The program, now in its second year, is open to both Muslims and non-Muslims and includes basketball lessons and practices held on Tuesdays, Wednesdays and Thursdays between the Maghreb and Isha prayers, which generally fall between 6:30 and 7:30 p.m. Entry fees are $50 for ICLI members and $60 for non-members.
The program helps promote religious education and a sense of faith for the area’s Muslim youth, ICLI executive board president-elect Amin Khwaja said.
“When the kids are here at the mosque, their sense of faith comes about at the same point,” Khwaja said. “The Center creates a culture of who we are as Muslims and our faith-based values.”
Muslim scholars encourage sports and similar activities as a way to promote health and physical fitness, provided a few rules are observed.
“Islam doesn’t stop any type of sports, and only says that the clothes should cover the body,” Habeeb Mohammed, a Quranic teacher and math professor at NYIT, said. “And if the game goes into the time to pray, then the game has to be stopped to pray. Also, if you have any bet on the game, then that is not allowed in Islam.”

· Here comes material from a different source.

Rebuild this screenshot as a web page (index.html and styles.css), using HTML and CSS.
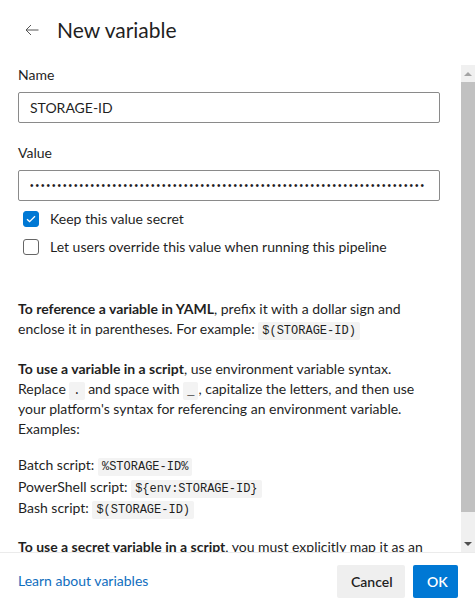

The Center spent just under $80,000 constructing a basketball court in the mosque’s basement last May. ICLI sanctions investments like the court, which is free to use in the afternoons when no other events are scheduled, to help foster a community bond among its congregation.
“It’s a Center, so there’s lots of activities in addition to religious activities as well,” Sobia Patel, head of the Center’s sports committee. “You’re kind of building a community, and the community has lots of different assets.”
Parents of children participating in the basketball programs like Hamid Nawaz say it makes their children far more enthusiastic about coming to the mosque.
“Every Thursday he’s excited now,” Nawaz said. “Once he’s home from school, he’s just asking ‘let’s go to play,’ he doesn’t want to get here late.”
Some of the community’s older youth go on to participate in the Long Island Muslim Basketball Association, also known as LIMBA. While not every player views the league as anything other than an opportunity to play basketball, from time to time LIMBA hosts religious-themed events, like a recent talk with local scholar Mufti Farhan.
“We try to squeeze in as much [faith] as we possibly can, but obviously kids just want to play basketball,” Rashiq Rafeeq, captain of the ICLI’s LIMBA team, said. “Our main priority is to get the brothers to play together, be united and talk about Islam sometimes.”